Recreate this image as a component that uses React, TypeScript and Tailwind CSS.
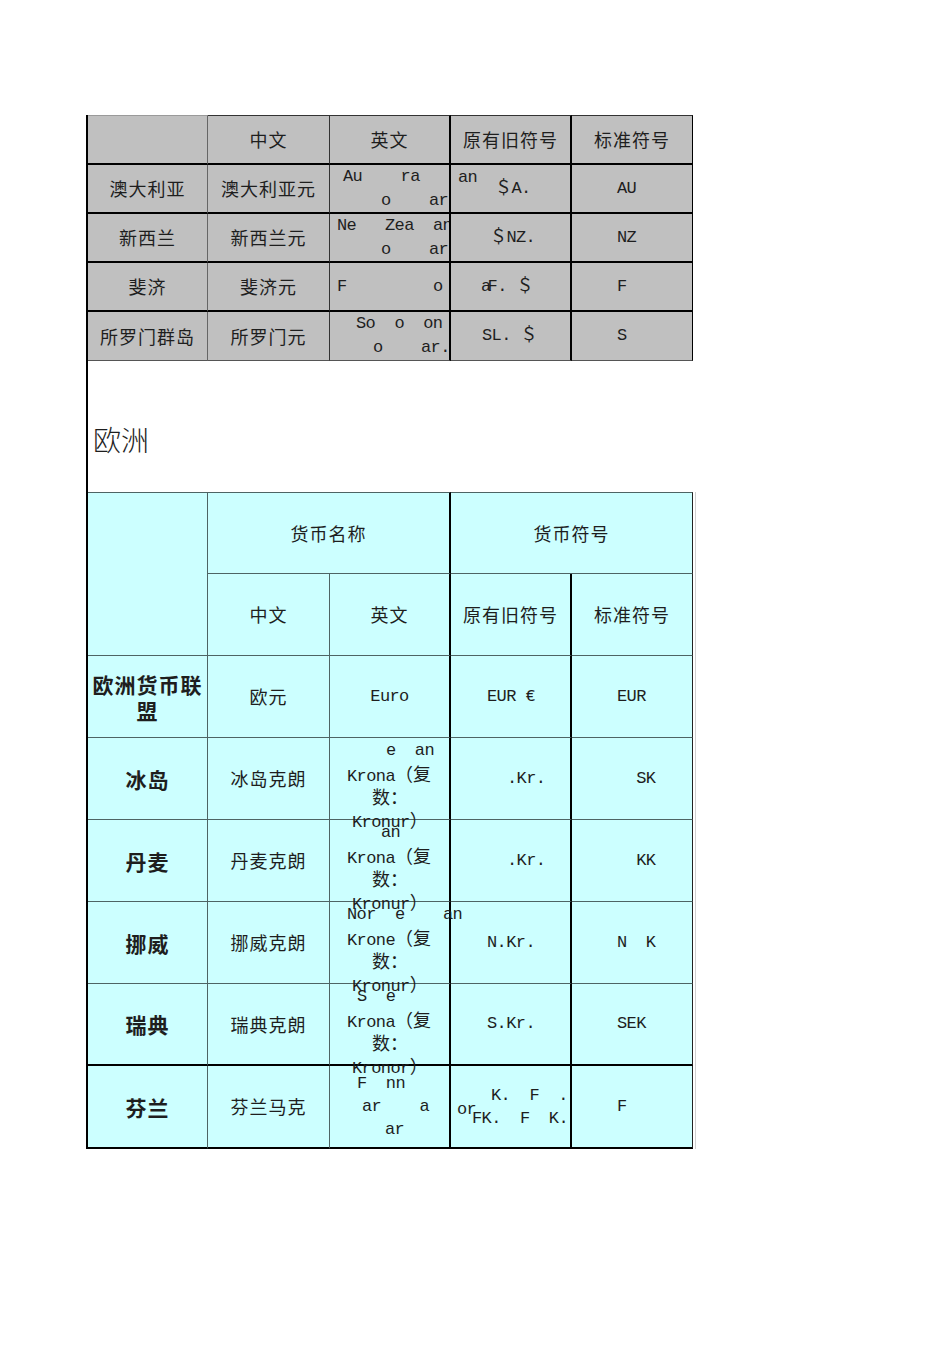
import type { ReactNode } from 'react';

const mono = "font-['Liberation_Mono','Noto_Sans_CJK_SC',monospace] text-[17px] tracking-[-0.6px]";
const cjk = "font-['Noto_Sans_CJK_SC',sans-serif] text-[18px] tracking-[1px]";
const boldCjk = "font-['Noto_Sans_CJK_SC',sans-serif] text-[21px] font-bold tracking-[1px]";

function Zh({ children }: { children: ReactNode }) {
  return <span className="font-['Noto_Sans_CJK_SC',sans-serif] text-[18px] tracking-normal">{children}</span>;
}

interface Line {
  text: ReactNode;
  pad: string;
}

// garbled english column: each line sits at its own left offset
function Lines({ lines, tall }: { lines: Line[]; tall?: boolean }) {
  return (
    <div className="w-full">
      {lines.map((l, i) => (
        <div
          key={i}
          className={`whitespace-pre ${tall ? 'h-[24px] leading-[24px]' : 'h-[23px] leading-[23px]'} ${l.pad}`}
        >
          {l.text}
        </div>
      ))}
    </div>
  );
}

interface GrayRow {
  country: string;
  name: string;
  en: Line[];
  old: ReactNode;
  std: string;
}

const oceania: GrayRow[] = [
  {
    country: '澳大利亚',
    name: '澳大利亚元',
    en: [
      { text: 'Au    ra', pad: 'pl-[13px]' },
      { text: 'o    ar', pad: 'pl-[51px]' },
    ],
    old: (
      <>
        <span className="absolute left-[7px] top-[1px] leading-[24px]">an</span>
        <div className="pl-[44px]">＄A.</div>
      </>
    ),
    std: 'AU',
  },
  {
    country: '新西兰',
    name: '新西兰元',
    en: [
      { text: 'Ne   Zea  an', pad: 'pl-[7px]' },
      { text: 'o    ar', pad: 'pl-[51px]' },
    ],
    old: <div className="pl-[39px]">＄NZ.</div>,
    std: 'NZ',
  },
  {
    country: '斐济',
    name: '斐济元',
    en: [{ text: 'F         o', pad: 'pl-[7px]' }],
    old: (
      <div className="pl-[30px]">
        <span className="-mr-[3px]">a</span>F. ＄
      </div>
    ),
    std: 'F',
  },
  {
    country: '所罗门群岛',
    name: '所罗门元',
    en: [
      { text: 'So  o  on', pad: 'pl-[26px]' },
      { text: 'o    ar.', pad: 'pl-[43px]' },
    ],
    old: <div className="pl-[31px]">SL. ＄</div>,
    std: 'S',
  },
];

interface CyanRow {
  country: string;
  name: string;
  en: ReactNode;
  old: ReactNode;
  std: string;
  last?: boolean;
  thickBottom?: boolean;
}

const plural = (word: string, end: string, first: Line): Line[] => [
  first,
  {
    text: (
      <>
        {word}
        <Zh>（复</Zh>
      </>
    ),
    pad: 'pl-[17px]',
  },
  { text: <Zh>数：</Zh>, pad: 'pl-[42px]' },
  {
    text: (
      <>
        {end}
        <Zh>）</Zh>
      </>
    ),
    pad: 'pl-[22px]',
  },
];

const europe: CyanRow[] = [
  {
    country: '欧洲货币联盟',
    name: '欧元',
    en: <div className="w-full text-center">Euro</div>,
    old: <div className="pl-[36px]">EUR €</div>,
    std: 'EUR',
  },
  {
    country: '冰岛',
    name: '冰岛克朗',
    en: (
      <div className="self-start pt-[1px] w-full">
        <Lines lines={plural('Krona', 'Kronur', { text: 'e  an', pad: 'pl-[56px]' })} />
      </div>
    ),
    old: <div className="pl-[56px]">.Kr.</div>,
    std: '  SK',
  },
  {
    country: '丹麦',
    name: '丹麦克朗',
    en: (
      <div className="self-start pt-[1px] w-full">
        <Lines lines={plural('Krona', 'Kronur', { text: 'an', pad: 'pl-[51px]' })} />
      </div>
    ),
    old: <div className="pl-[56px]">.Kr.</div>,
    std: '  KK',
  },
  {
    country: '挪威',
    name: '挪威克朗',
    en: (
      <div className="self-start pt-[1px] w-full">
        <Lines lines={plural('Krone', 'Kronur', { text: 'Nor  e    an', pad: 'pl-[17px]' })} />
      </div>
    ),
    old: <div className="pl-[36px]">N.Kr.</div>,
    std: 'N  K',
  },
  {
    country: '瑞典',
    name: '瑞典克朗',
    en: (
      <div className="self-start pt-[1px] w-full">
        <Lines lines={plural('Krona', 'Kronor', { text: 'S  e', pad: 'pl-[27px]' })} />
      </div>
    ),
    old: <div className="pl-[36px]">S.Kr.</div>,
    std: 'SEK',
    thickBottom: true,
  },
  {
    country: '芬兰',
    name: '芬兰马克',
    en: (
      <Lines
        lines={[
          { text: 'F  nn', pad: 'pl-[27px]' },
          { text: 'ar    a', pad: 'pl-[32px]' },
          { text: 'ar', pad: 'pl-[55px]' },
        ]}
      />
    ),
    old: (
      <>
        <span className="absolute left-[6px] top-[32px] leading-[23px]">or</span>
        <Lines
          lines={[
            { text: 'K.  F  .', pad: 'pl-[40px]' },
            { text: 'FK.  F  K.', pad: 'pl-[21px]' },
          ]}
        />
      </>
    ),
    std: 'F',
    last: true,
  },
];

export default function App() {
  return (
    <div className="min-h-[1345px] bg-white pt-[115px] pl-[86px] text-[#1e1e1e]">
      <div className="w-[607px] border-l-2 border-black">
        {/* Oceania block (gray) */}
        <div className="grid grid-cols-[120px_122px_121px_121px_121px] bg-[#c0c0c0]">
          <div className="h-[50px] border-t border-r border-b-2 border-t-[#9a9a9a] border-r-[#666] border-b-black" />
          <div className={`h-[50px] border-t border-r border-b-2 border-t-[#333] border-r-[#333] border-b-black flex items-center justify-center ${cjk}`}>
            中文
          </div>
          <div className={`h-[50px] border-t border-r-2 border-b-2 border-t-[#333] border-r-black border-b-black flex items-center justify-center ${cjk}`}>
            英文
          </div>
          <div className={`h-[50px] border-t border-r-2 border-b-2 border-t-[#333] border-r-black border-b-black flex items-center justify-center ${cjk}`}>
            原有旧符号
          </div>
          <div className={`h-[50px] border-t border-r border-b-2 border-t-[#333] border-r-black border-b-black flex items-center justify-center ${cjk}`}>
            标准符号
          </div>

          {oceania.map((r, i) => {
            const bottom = i === oceania.length - 1 ? 'border-b border-b-[#555]' : 'border-b-2 border-b-black';
            return (
              <div key={r.country} className="contents">
                <div className={`h-[49px] border-r border-r-[#666] ${bottom} flex items-center justify-center ${cjk}`}>
                  {r.country}
                </div>
                <div className={`h-[49px] border-r border-r-[#333] ${bottom} flex items-center justify-center ${cjk}`}>
                  {r.name}
                </div>
                <div className={`h-[49px] border-r-2 border-r-black ${bottom} flex items-center overflow-hidden ${mono}`}>
                  <Lines lines={r.en} tall />
                </div>
                <div className={`relative h-[49px] border-r-2 border-r-black ${bottom} flex items-center whitespace-pre ${mono}`}>
                  {r.old}
                </div>
                <div className={`h-[49px] border-r border-r-black ${bottom} flex items-center pl-[45px] ${mono}`}>
                  {r.std}
                </div>
              </div>
            );
          })}
        </div>

        {/* Europe heading */}
        <div className="h-[131px] bg-white pl-[5px] pt-[62px]">
          <div className="font-['Noto_Sans_CJK_SC',sans-serif] text-[28px] leading-[32px] font-light">欧洲</div>
        </div>

        {/* Europe block (cyan) */}
        <div className="grid grid-cols-[120px_122px_121px_121px_121px] bg-[#ccffff] shadow-[2px_0_0_#ffffff,3px_0_0_#d0d0d0]">
          <div className="row-span-2 h-[164px] border-t border-r border-b border-[#4e6464]" />
          <div className={`col-span-2 h-[82px] border-t border-b border-t-[#4e6464] border-b-[#4e6464] border-r-2 border-r-black flex items-center justify-center ${cjk}`}>
            货币名称
          </div>
          <div className={`col-span-2 h-[82px] border-t border-b border-t-[#4e6464] border-b-[#4e6464] border-r border-r-[#222] flex items-center justify-center ${cjk}`}>
            货币符号
          </div>
          <div className={`h-[82px] border-r border-b border-[#4e6464] flex items-center justify-center ${cjk}`}>中文</div>
          <div className={`h-[82px] border-r-2 border-b border-r-black border-b-[#4e6464] flex items-center justify-center ${cjk}`}>
            英文
          </div>
          <div className={`h-[82px] border-r-2 border-b border-r-black border-b-[#4e6464] flex items-center justify-center ${cjk}`}>
            原有旧符号
          </div>
          <div className={`h-[82px] border-r border-b border-r-[#222] border-b-[#4e6464] flex items-center justify-center ${cjk}`}>
            标准符号
          </div>

          {europe.map((r) => {
            const bottom = r.last || r.thickBottom ? 'border-b-2 border-b-black' : 'border-b border-b-[#4e6464]';
            const h = r.last ? 'h-[83px]' : 'h-[82px]';
            return (
              <div key={r.country} className="contents">
                <div className={`${h} border-r border-r-[#4e6464] ${bottom} flex items-center justify-center text-center leading-[26px] px-[2px] ${boldCjk}`}>
                  {r.country}
                </div>
                <div className={`${h} border-r border-r-[#4e6464] ${bottom} flex items-center justify-center ${cjk}`}>
                  {r.name}
                </div>
                <div className={`${h} border-r-2 border-r-black ${bottom} flex items-center ${mono}`}>{r.en}</div>
                <div className={`relative ${h} border-r-2 border-r-black ${bottom} flex items-center whitespace-pre ${mono}`}>
                  {r.old}
                </div>
                <div className={`${h} border-r border-r-[#222] ${bottom} flex items-center whitespace-pre pl-[45px] ${mono}`}>
                  {r.std}
                </div>
              </div>
            );
          })}
        </div>
      </div>
    </div>
  );
}
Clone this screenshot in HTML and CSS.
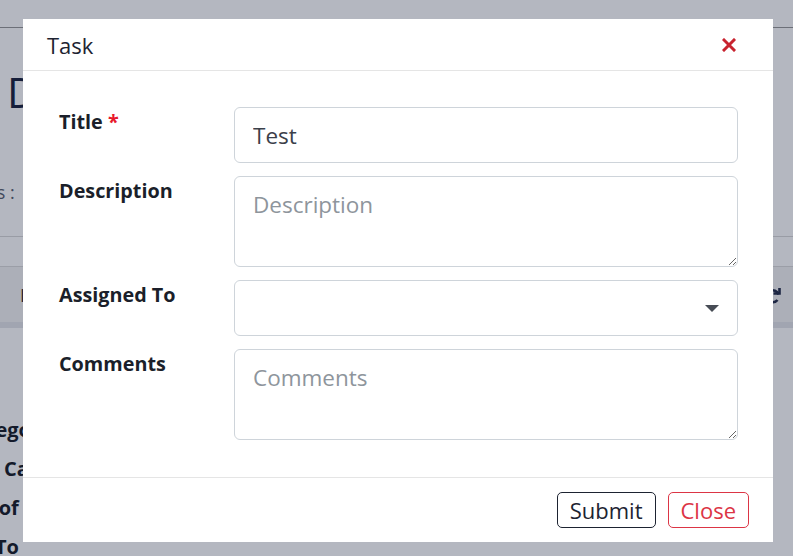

▬▬▬

** EXERCISE **
Filter out every line that lacks the word "this", and copy the rest.

** THE OUTPUT **
Recreate this image as a component that uses React, TypeScript and Tailwind CSS.
Clone this screenshot in HTML and CSS.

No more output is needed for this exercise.